Not to lose thy Lavinia, thou hast ta’en
Thy life and lost me! Mother, I am one
Doomed to mourn thee before a husband slain!”
Even as our slumber, when a flash of light
A sleeper’s eyes doth suddenly confront,
Is broken, quivering ere it dieth quite;
So fell my vision, as a beam past wont
In its excess of splendor smote my sight.
I turned to see where ’twas I had been brought,
When a voice called to me: “Climb here the hill!”
This put all other purpose from my thought,
And gave such eagerness unto my will
Of him who counselled thus to mark the mien,
As rests not wholly satisfied until
Face unto face the speaker may be seen.
And, as one sees not the sun’s figure clear,
Through light’s great superflux that blinds our gaze,
So was my visual virtue wanting here.
“This is a heavenly spirit” (Virgil says),
“That with his splendor veils him from thine eye,
And guides us our way up, nor waits for prayer.
He does by us as men would be done by;
For who sees need, and doth, till asked, forbear,
Already seems ill-purposed to deny.
Such invitation let our feet obey!
Haste we to mount before the darkness grow,
For then we could not till return of day.”
So spake my leader: I beside him slow
Pacing, we bended toward a stair our way;
And, as my foot the first ascension pressed,
I felt a movement near me as of wings
Fanning my face, and then a voice said: “Blest
Are the peacemakers! them no bad wrath stings.”
Already overhead the sun’s last rays
Were so uplifted, followed by the night,
That round us many a star began to blaze.
And, as I felt my body’s waning might,
“Why dost thou fail me, O my strength?” I said:
But having come now where we climbed no more,
On the stair’s brink we ceased our toilsome tread,
Fixed as a vessel that arrives at shore.
I stopped awhile, and waited as to hear
In this new circle aught perchance of sound;
Then thus addressed my lord: “My Father dear!
Say, what offence is punished in this round?
Stay not thy speech although thy feet are stayed.”
“The love of good,” thus Virgil me bespoke,
“Wherein deficient here is perfect made;
Here the slow oar receives amending stroke.
But that thy mind with more expanded powers
May conceive this, give me thy mind, nor shun
To reap some harvest from this halt of ours.
“Never creator”[[112]] (he began), “my son,
Was without love; nor anything create;
Either love natural, or that nobler one
Born of the mind; thou know’st the truth I state.

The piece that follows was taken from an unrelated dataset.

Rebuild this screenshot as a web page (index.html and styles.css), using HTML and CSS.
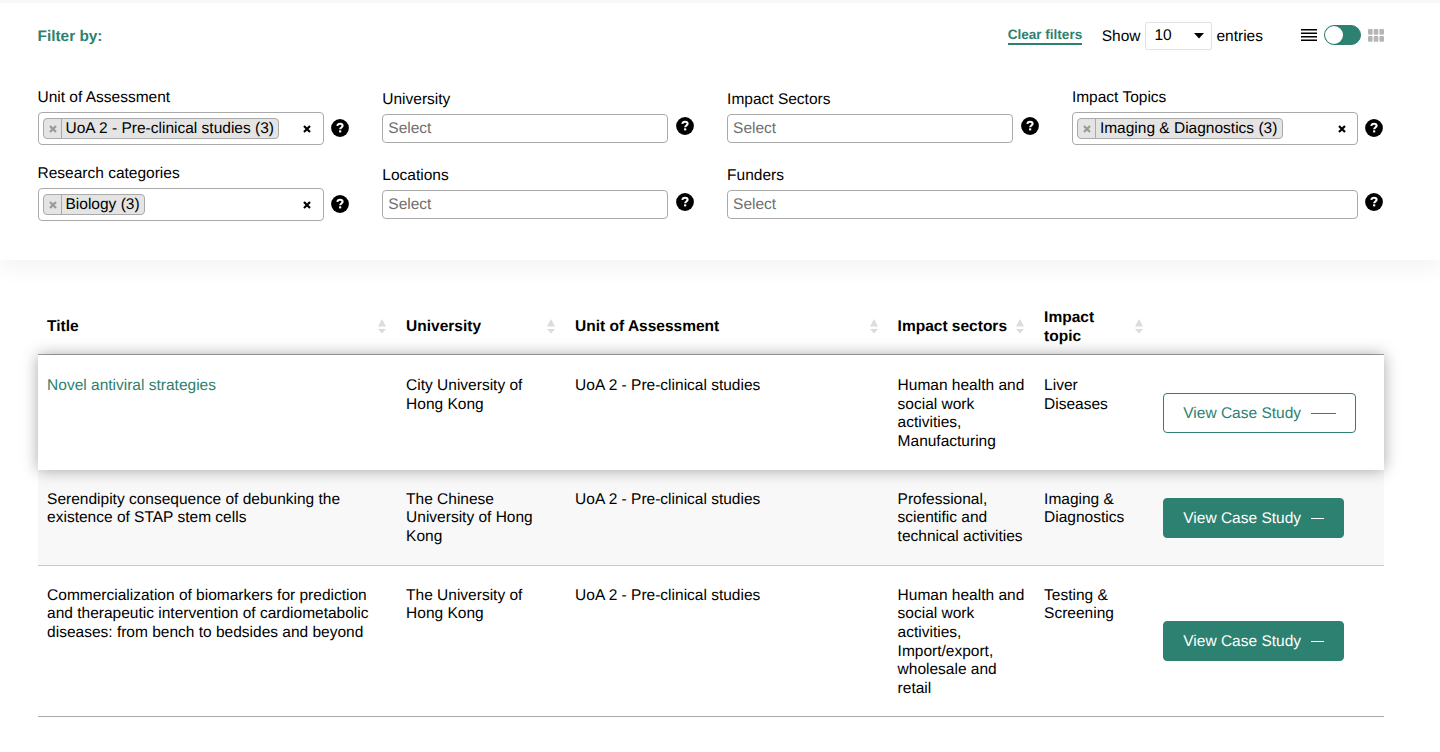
FILE: index.html
```html
<!DOCTYPE html>
<html lang="en">
<head>
<meta charset="utf-8">
<title>Case studies</title>
<link rel="stylesheet" href="styles.css">
</head>
<body>
<svg class="defs" width="0" height="0" aria-hidden="true">
  <symbol id="help" viewBox="0 0 18 18"><circle cx="9" cy="9" r="8.9" fill="#000"/><path d="M6.3 6.9C6.6 5.4 7.6 4.8 9 4.8c1.6 0 2.6.8 2.6 2 0 1.7-2.4 1.7-2.4 3.5" fill="none" stroke="#fff" stroke-width="2.1"/><rect x="8" y="11.3" width="2.3" height="2.3" rx=".8" fill="#fff"/></symbol>
  <symbol id="cross" viewBox="0 0 8 8"><path d="M1 1l6 6M7 1L1 7" fill="none" stroke="currentColor" stroke-width="2.2"/></symbol>
  <symbol id="sort" viewBox="0 0 8 15"><path d="M4 0l4 7.5H0zM0 10h8l-4 4.5z" fill="#dcdcdc"/></symbol>
</svg>
<section class="filters">
  <header class="toolbar">
    <h2 class="toolbar-title">Filter by:</h2>
    <a class="clear">Clear filters</a>
    <span class="show">Show</span>
    <span class="length"><span>10</span><svg class="caret" viewBox="0 0 10 6"><path d="M0 0h10L5 5.6z"/></svg></span>
    <span class="entries">entries</span>
    <svg class="list-icon" viewBox="0 0 16 12"><path d="M0 .8h16M0 4.3h16M0 7.8h16M0 11.3h16" stroke="#000" stroke-width="1.4"/></svg>
    <span class="toggle"><i class="knob"></i></span>
    <svg class="grid-icon" viewBox="0 0 16 13" fill="#b5b5b5"><rect width="4.6" height="5.8" rx="1"/><rect x="5.7" width="4.6" height="5.8" rx="1"/><rect x="11.4" width="4.6" height="5.8" rx="1"/><rect y="7" width="4.6" height="5.8" rx="1"/><rect x="5.7" y="7" width="4.6" height="5.8" rx="1"/><rect x="11.4" y="7" width="4.6" height="5.8" rx="1"/></svg>
  </header>
  <div class="fields">
    <div class="field filled"><label>Unit of Assessment</label><div class="line"><div class="box"><span class="tag"><i class="remove"><svg><use href="#cross"/></svg></i><b>UoA 2 - Pre-clinical studies (3)</b></span><svg class="clear-x"><use href="#cross"/></svg></div><svg class="help"><use href="#help"/></svg></div></div>
    <div class="field"><label>University</label><div class="line"><div class="box">Select</div><svg class="help"><use href="#help"/></svg></div></div>
    <div class="field"><label>Impact Sectors</label><div class="line"><div class="box">Select</div><svg class="help"><use href="#help"/></svg></div></div>
    <div class="field filled"><label>Impact Topics</label><div class="line"><div class="box"><span class="tag"><i class="remove"><svg><use href="#cross"/></svg></i><b>Imaging &amp; Diagnostics (3)</b></span><svg class="clear-x"><use href="#cross"/></svg></div><svg class="help"><use href="#help"/></svg></div></div>
    <div class="field filled"><label>Research categories</label><div class="line"><div class="box"><span class="tag"><i class="remove"><svg><use href="#cross"/></svg></i><b>Biology (3)</b></span><svg class="clear-x"><use href="#cross"/></svg></div><svg class="help"><use href="#help"/></svg></div></div>
    <div class="field"><label>Locations</label><div class="line"><div class="box">Select</div><svg class="help"><use href="#help"/></svg></div></div>
    <div class="field wide"><label>Funders</label><div class="line"><div class="box">Select</div><svg class="help"><use href="#help"/></svg></div></div>
  </div>
</section>
<main class="results">
  <div class="row head">
    <div class="cell"><span>Title</span><svg class="sort"><use href="#sort"/></svg></div>
    <div class="cell"><span>University</span><svg class="sort"><use href="#sort"/></svg></div>
    <div class="cell"><span>Unit of Assessment</span><svg class="sort"><use href="#sort"/></svg></div>
    <div class="cell"><span>Impact sectors</span><svg class="sort"><use href="#sort"/></svg></div>
    <div class="cell"><span>Impact<br>topic</span><svg class="sort"><use href="#sort"/></svg></div>
    <div class="cell"></div>
  </div>
  <div class="row active">
    <div class="cell">Novel antiviral strategies</div>
    <div class="cell">City University of<br>Hong Kong</div>
    <div class="cell">UoA 2 - Pre-clinical studies</div>
    <div class="cell">Human health and<br>social work<br>activities,<br>Manufacturing</div>
    <div class="cell">Liver<br>Diseases</div>
    <div class="cell action"><a class="button"><span>View Case Study</span><i class="dash"></i></a></div>
  </div>
  <div class="row shaded">
    <div class="cell">Serendipity consequence of debunking the<br>existence of STAP stem cells</div>
    <div class="cell">The Chinese<br>University of Hong<br>Kong</div>
    <div class="cell">UoA 2 - Pre-clinical studies</div>
    <div class="cell">Professional,<br>scientific and<br>technical activities</div>
    <div class="cell">Imaging &amp;<br>Diagnostics</div>
    <div class="cell action"><a class="button"><span>View Case Study</span><i class="dash"></i></a></div>
  </div>
  <div class="row last">
    <div class="cell">Commercialization of biomarkers for prediction<br>and therapeutic intervention of cardiometabolic<br>diseases: from bench to bedsides and beyond</div>
    <div class="cell">The University of<br>Hong Kong</div>
    <div class="cell">UoA 2 - Pre-clinical studies</div>
    <div class="cell">Human health and<br>social work<br>activities,<br>Import/export,<br>wholesale and<br>retail</div>
    <div class="cell">Testing &amp;<br>Screening</div>
    <div class="cell action"><a class="button"><span>View Case Study</span><i class="dash"></i></a></div>
  </div>
</main>
</body>
</html>
```
FILE: styles.css
```css
* { box-sizing: border-box; }
body {
  margin: 0;
  height: 752px;
  overflow: hidden;
  background: #fff;
  color: #000;
  font: 15.5px/18.65px "Liberation Sans", Arial, sans-serif;
  text-rendering: geometricPrecision;
}
svg { display: block; flex: none; }
.defs { position: absolute; }
i, b { font: inherit; }

.filters {
  height: 259.5px;
  border-top: 3px solid #f8f8f8;
  background: #fff;
  box-shadow: 0 10px 20px rgba(0, 0, 0, .045);
}
.toolbar {
  display: flex;
  align-items: center;
  height: 64px;
  padding: 0 56.5px 0 37.5px;
}
.toolbar-title { margin: 0 auto 0 0; padding-top: 4px; font-size: 15.4px; color: #2d8170; }
.clear {
  border-bottom: 2px solid #2d8170;
  color: #2d8170;
  font-size: 13.55px;
  font-weight: bold;
  line-height: 17px;
  padding-top: 1px;
}
.show { margin-left: 19.5px; padding-top: 4px; }
.entries { padding-top: 4px; }
.length {
  display: flex;
  align-items: center;
  justify-content: space-between;
  width: 67px;
  height: 28px;
  margin: 1px 4.5px 0 4.5px;
  padding: 0 7px 0 8.5px;
  border: 1px solid #e2e2e2;
  border-radius: 2px;
}
.length span { padding-top: 2px; }
.caret { width: 10px; height: 6px; }
.list-icon { width: 16px; height: 12px; margin-left: 37.5px; }
.toggle {
  width: 37px;
  height: 20px;
  margin: 0 7px;
  border: 1px solid #2d8170;
  border-radius: 10px;
  background: #2d8170;
}
.knob { display: block; width: 18px; height: 18px; border-radius: 50%; background: #fff; }
.grid-icon { width: 16px; height: 13px; }

.fields {
  display: grid;
  grid-template-columns: repeat(4, 344.8px);
  grid-auto-rows: 76px;
  padding: 22.3px 0 0 37.5px;
}
.field { padding-top: 1.5px; }
.field.filled { padding-top: 0; }
.wide { grid-column: span 2; }
.field label { display: block; margin-bottom: 4.3px; }
.line { display: flex; gap: 7.3px; align-items: flex-start; }
.box {
  display: flex;
  align-items: center;
  width: 286.2px;
  height: 29.5px;
  padding: 2px 5px 0;
  border: 1px solid #aaa;
  border-radius: 4px;
  color: #6f6f6f;
}
.wide .box { width: 630.5px; }
.filled .box { height: 32.5px; justify-content: space-between; padding: 0 11.5px 0 4.5px; color: #000; }
.help { width: 18px; height: 18px; margin-top: 3px; }
.filled .help { margin-top: 6.5px; }
.tag {
  display: flex;
  align-items: center;
  height: 21px;
  border: 1px solid #aaa;
  border-radius: 4px;
  background: #e4e4e4;
}
.tag b { padding: 2px 4.5px 0 3.5px; }
.remove {
  display: flex;
  align-items: center;
  justify-content: center;
  width: 18px;
  height: 19px;
  border-right: 1px solid #aaa;
  color: #999;
}
.remove svg, .clear-x { width: 8px; height: 8px; }

.results { width: 1346.5px; margin: 38.5px 0 0 37.5px; }
.row {
  display: grid;
  grid-template-columns: 359px 169px 322.5px 146.5px 119px 1fr;
  border-bottom: 1px solid #c8c8c8;
}
.cell { padding: 21.2px 0 0 9.6px; white-space: nowrap; }
.head { height: 57px; border-bottom: 1px solid #aaa; font-weight: bold; }
.head .cell {
  display: flex;
  align-items: center;
  justify-content: space-between;
  padding: 0 10.5px 0 9.6px;
}
.head span { padding-top: 3px; }
.sort { width: 8px; height: 15px; }
.active {
  position: relative;
  height: 114.5px;
  border: 0;
  background: #fff;
  box-shadow: 0 0 15px rgba(0, 0, 0, .35);
}
.active .cell { padding-top: 22px; }
.active .cell:first-child { color: #2d8170; }
.shaded { height: 96px; background: #f8f8f8; }
.last { height: 151px; border-bottom-color: #aaa; }
.action { display: flex; align-items: center; padding-top: 0; }
.active .cell.action { padding-top: 1px; }
.shaded .action { padding-top: 1px; }
.button {
  display: flex;
  align-items: center;
  gap: 9.5px;
  height: 40px;
  padding: 0 19.2px;
  border: 1px solid #2d8170;
  border-radius: 4px;
  background: #2d8170;
  color: #fff;
}
.button span { padding-top: 3px; }
.dash { width: 13.5px; height: 1px; margin-top: 2px; background: currentColor; }
.active .button { background: #fff; color: #2d8170; }
.active .dash { width: 25px; }
```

Natural love ne’er takes erroneous course;
Through ill-directed aim the other may,
Or from excess, or from a want of force.
While o’er its bent the Primal Good hath sway,
While with due check it seeks the inferior good,
It cannot be the source of wrong delight.

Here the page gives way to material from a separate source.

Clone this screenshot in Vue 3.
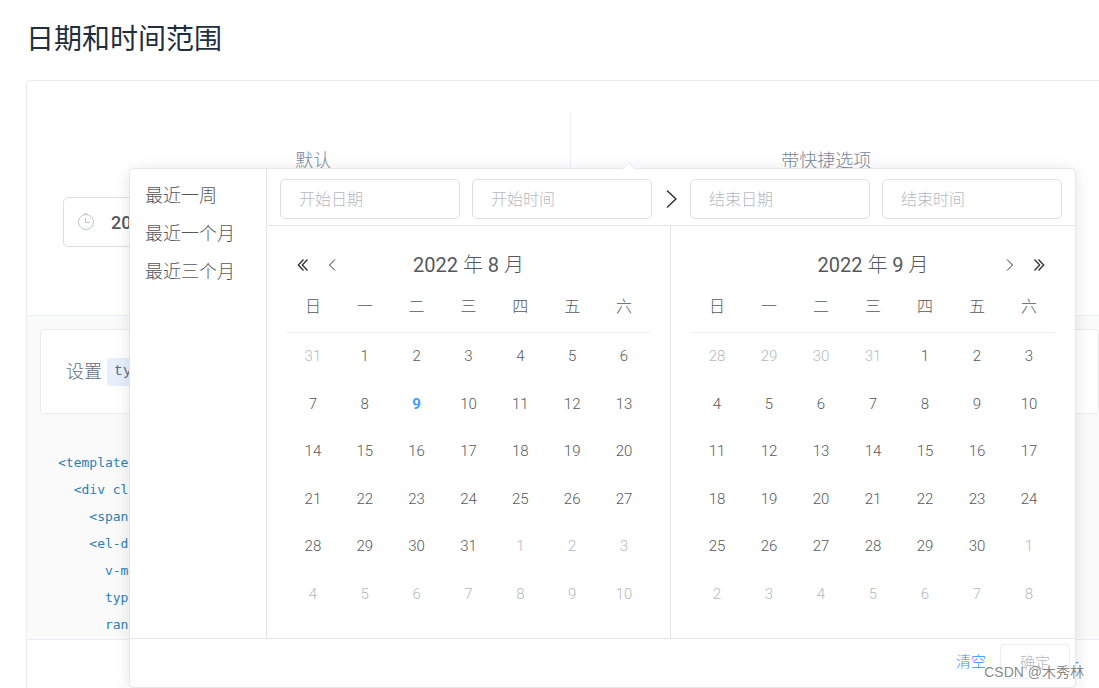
<script setup>
const shortcuts = ['最近一周', '最近一个月', '最近三个月']
const weekdays = ['日', '一', '二', '三', '四', '五', '六']

function buildWeeks(previous, length) {
  const cells = previous.map((day) => ({ day, muted: true }))
  for (let day = 1; day <= length; day++) cells.push({ day, muted: false })
  for (let day = 1; cells.length < 42; day++) cells.push({ day, muted: true })
  return Array.from({ length: 6 }, (_, i) => cells.slice(i * 7, i * 7 + 7))
}

const months = [
  { month: 8, today: 9, weeks: buildWeeks([31], 31) },
  { month: 9, today: 0, weeks: buildWeeks([28, 29, 30, 31], 30) },
]

const code = `<template
  <div cl
    <span
    <el-d
      v-m
      typ
      ran`
</script>

<template>
  <main class="page">
    <h2 class="title">日期和时间范围</h2>

    <section class="demo">
      <div class="source">
        <div class="block">
          <span class="caption">默认</span>
          <div class="range">
            <svg class="clock" viewBox="0 0 18 18" aria-hidden="true">
              <circle cx="9" cy="9" r="7.5" />
              <path d="M8.5 5v4.5H13M7 1h4" />
            </svg>
            <span>20</span>
          </div>
        </div>
        <div class="block">
          <span class="caption">带快捷选项</span>
        </div>
      </div>
      <div class="meta">
        <div class="description">设置 <code>ty</code></div>
        <pre class="code">{{ code }}</pre>
      </div>
      <div class="control"><span>-</span></div>
    </section>

    <div class="picker">
      <span class="pointer"></span>
      <div class="body">
        <aside class="sidebar">
          <button v-for="item in shortcuts" :key="item" type="button">{{ item }}</button>
        </aside>
        <div class="content">
          <div class="fields">
            <div class="pair">
              <input type="text" placeholder="开始日期" aria-label="开始日期" />
              <input type="text" placeholder="开始时间" aria-label="开始时间" />
            </div>
            <svg class="between" viewBox="0 0 12 20" aria-hidden="true">
              <path d="M2 1.5 11 10 2 18.5" />
            </svg>
            <div class="pair">
              <input type="text" placeholder="结束日期" aria-label="结束日期" />
              <input type="text" placeholder="结束时间" aria-label="结束时间" />
            </div>
          </div>
          <div class="months">
            <section v-for="(m, index) in months" :key="m.month" class="month">
              <header class="head">
                <div class="nav">
                  <template v-if="index === 0">
                    <button type="button" aria-label="上一年">
                      <svg viewBox="0 0 12 12"><path d="M7.5.5 2.3 6l5.2 5.5M11.5.5 6.3 6l5.2 5.5" /></svg>
                    </button>
                    <button type="button" aria-label="上个月">
                      <svg class="thin" viewBox="0 0 12 12"><path d="M9 .5 3.5 6 9 11.5" /></svg>
                    </button>
                  </template>
                </div>
                <div class="name">
                  <b>2022</b> 年 <b>{{ m.month }}</b> 月
                </div>
                <div class="nav end">
                  <template v-if="index === 1">
                    <button type="button" aria-label="下个月">
                      <svg class="thin" viewBox="0 0 12 12"><path d="M3 .5 8.5 6 3 11.5" /></svg>
                    </button>
                    <button type="button" aria-label="下一年">
                      <svg viewBox="0 0 12 12"><path d="M.5.5 5.7 6l-5.2 5.5M4.5.5 9.7 6l-5.2 5.5" /></svg>
                    </button>
                  </template>
                </div>
              </header>
              <table>
                <thead>
                  <tr>
                    <th v-for="d in weekdays" :key="d" scope="col">{{ d }}</th>
                  </tr>
                </thead>
                <tbody>
                  <tr v-for="(week, w) in m.weeks" :key="w">
                    <td
                      v-for="(cell, c) in week"
                      :key="c"
                      :class="{ muted: cell.muted, today: !cell.muted && cell.day === m.today }"
                    >
                      {{ cell.day }}
                    </td>
                  </tr>
                </tbody>
              </table>
            </section>
          </div>
        </div>
      </div>
      <footer class="actions">
        <button type="button" class="clear">清空</button>
        <button type="button" class="confirm" disabled>确定</button>
      </footer>
    </div>

    <div class="watermark">CSDN @木秀林</div>
  </main>
</template>

<style>
body {
  margin: 0;
  background: #fff;
}
</style>

<style scoped>
.page {
  position: relative;
  box-sizing: border-box;
  height: 100vh;
  padding: 18px 0 0 26px;
  overflow: hidden;
  color: #56585c;
  font-family: "Liberation Sans", "Noto Sans CJK SC", sans-serif;
  font-weight: 300;
}
button,
input {
  font: inherit;
}
button {
  padding: 0;
  border: 0;
  background: none;
  color: inherit;
}
.title {
  margin: 0 0 18px;
  color: #1f2f3d;
  font-size: 28px;
  font-weight: 400;
  line-height: 44px;
}
.demo {
  margin-right: -14px;
  height: 100vh;
  border: 1px solid #ebebeb;
  border-radius: 4px;
}
.source {
  display: grid;
  grid-template-columns: 1fr 1fr;
  padding: 30px 30px 0;
  height: 204px;
  border-bottom: 1px solid #eaeefb;
}
.block {
  padding: 39px 6px 0;
  text-align: center;
}
.block + .block {
  border-left: 1px solid #eff2f6;
}
.caption {
  display: block;
  margin-bottom: 25px;
  color: #76879d;
  font-size: 18px;
  line-height: 22px;
}
.range {
  display: flex;
  align-items: center;
  box-sizing: border-box;
  height: 50px;
  padding: 0 13px;
  gap: 16px;
  border: 1px solid #dcdfe6;
  border-radius: 5px;
  font-family: Roboto, sans-serif;
  font-size: 18px;
  font-weight: 500;
}
.clock {
  width: 18px;
  height: 18px;
  fill: none;
  stroke: #c0c4cc;
}
.meta {
  padding: 13px;
  height: 297px;
  border-bottom: 1px solid #eaeefb;
  background: #fafafa;
}
.description {
  display: flex;
  align-items: center;
  gap: 5px;
  padding: 27px 25px 26px;
  border: 1px solid #ebebeb;
  border-radius: 4px;
  background: #fff;
  color: #5e6d82;
  font-size: 18px;
  line-height: 30px;
}
.description code {
  padding: 0 7px;
  border-radius: 4px;
  background: #e6effb;
  font-family: "Liberation Mono", monospace;
  font-size: 15px;
  line-height: 28px;
}
.code {
  margin: 35px 18px 0;
  color: #2a7fb8;
  font-family: "DejaVu Sans Mono", monospace;
  font-size: 13px;
  font-weight: 400;
  line-height: 27px;
}
.control {
  padding: 0 33px;
  color: #409eff;
  font-size: 18px;
  line-height: 44px;
  text-align: right;
}
.picker {
  position: absolute;
  top: 168px;
  right: 23px;
  left: 129px;
  border: 1px solid #e4e7ed;
  border-radius: 5px;
  background: #fff;
  box-shadow: 0 2px 15px rgba(0, 0, 0, 0.1);
}
.pointer {
  position: absolute;
  top: -5px;
  left: 494px;
  width: 9px;
  height: 9px;
  border: 1px solid #ebeef5;
  border-right: 0;
  border-bottom: 0;
  background: #fff;
  transform: rotate(45deg);
}
.body {
  display: flex;
}
.sidebar {
  display: flex;
  flex-direction: column;
  box-sizing: border-box;
  width: 137px;
  padding-top: 8px;
  border-right: 1px solid #e4e4e4;
}
.sidebar button {
  padding-left: 15px;
  font-size: 18px;
  line-height: 38px;
  text-align: left;
}
.content {
  position: relative;
  flex: 1;
  min-width: 0;
}
.fields {
  display: flex;
  padding: 10px 13px 6px;
  border-bottom: 1px solid #e4e4e4;
}
.pair {
  display: flex;
  flex: 1;
  gap: 12px;
  min-width: 0;
}
.pair input {
  box-sizing: border-box;
  flex: 1;
  min-width: 0;
  height: 40px;
  padding: 2px 18px 0;
  border: 1px solid #dcdfe6;
  border-radius: 5px;
  font-size: 16px;
}
.pair input::placeholder {
  color: #b4b8c1;
}
.between {
  flex: none;
  width: 12px;
  height: 20px;
  margin: 10px 13px;
  fill: none;
  stroke: #303133;
  stroke-width: 1.5;
}
.months {
  display: grid;
  grid-template-columns: 1fr 1fr;
}
.month {
  padding: 20px;
}
.month:first-child {
  border-right: 1px solid #e4e4e4;
}
.head {
  display: flex;
  align-items: center;
  height: 38px;
}
.nav {
  display: flex;
  flex: 1;
  gap: 18px;
  padding: 0 9px;
}
.nav.end {
  justify-content: flex-end;
}
.nav svg {
  display: block;
  width: 12px;
  height: 12px;
  fill: none;
  stroke: #303133;
  stroke-width: 1.3;
}
.nav .thin {
  stroke-width: 1;
}
.name {
  font-family: Roboto, "Noto Sans CJK SC", sans-serif;
  font-size: 20px;
  line-height: 28px;
}
.name b {
  font-weight: 400;
}
table {
  width: 100%;
  border-collapse: collapse;
  table-layout: fixed;
  font-family: Roboto, "Noto Sans CJK SC", sans-serif;
  font-size: 15px;
  line-height: 20px;
  text-align: center;
}
th {
  height: 46px;
  padding: 0 0 2px;
  border-bottom: 1px solid #ebeef5;
  font-size: 16px;
  font-weight: 300;
}
td {
  height: 46px;
  padding: 0 0 2px;
}
tr:nth-child(even) td {
  height: 45px;
}
.muted {
  color: #b4b8c1;
}
.today {
  color: #409eff;
  font-weight: 700;
}
.actions {
  display: flex;
  justify-content: flex-end;
  gap: 14px;
  padding: 5px;
  border-top: 1px solid #e4e4e4;
  font-size: 15px;
}
.clear {
  padding-bottom: 5px;
  color: #2b90fb;
}
.confirm {
  box-sizing: border-box;
  width: 70px;
  height: 35px;
  margin-bottom: 3px;
  border: 1px solid #ebeef5;
  border-radius: 4px;
  color: #b4b8c1;
}
.watermark {
  position: absolute;
  right: 15px;
  bottom: 6px;
  color: rgba(80, 80, 80, 0.7);
  font-size: 14px;
  font-weight: 400;
  line-height: 20px;
  text-shadow: 0 0 2px #fff;
}
</style>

But when it swerves to ill, or if it should
Seek good with more or less zeal than is right,
Against the maker doth his work rebel.
Whence may’st thou[[113]] comprehend how love in you
Must of all virtue be the seed, as well
As of each action to which pain is due.
Now since love must look ever towards its own
Subjects’ well-being, things are from self-hate
Saved; and since naught can be supposed alone
To exist, from the First Being separate,
Hatred of Him is also spared to men.[[114]]
Remains (if rightly I divide, I say)
The ill that’s loved must be a neighbor’s then,
And in three modes this love springs in your clay.
One, through the crushing of his fellow, fain
Would come to eminence, with sole desire
His greatness o’er that other’s to maintain.
One at another’s rising feareth loss
Of power, fame, favor, and his own good name;
So sickens, joying in his neighbor’s cross.
And there is one whom wrong so weighs with shame,
That greed of vengeance doth his heart engross;
And such must needs work evil for his brother.
This threefold bad love those mourn here below:
Now I would have thee learn about another,
Which runs to good but doth no measure know.
All vaguely apprehend a good wherein
The soul may rest itself; and all men woo
This imaged good, and seek its peace to win.
To look thereon if languid love[[115]] draw you,
Or ye be slow to seek it, such a sin,
After meet penitence, on this round ye rue.
There is another good,[[116]] but far from bliss!
Nor makes man happy: it is not the true
Essence, of all good fruit the root: To this
The love which too much doth itself resign
Is mourned for in three cornices above;
But how tripartite[[117]] I will not define;
Thou shalt, by seeing, learn about that love”.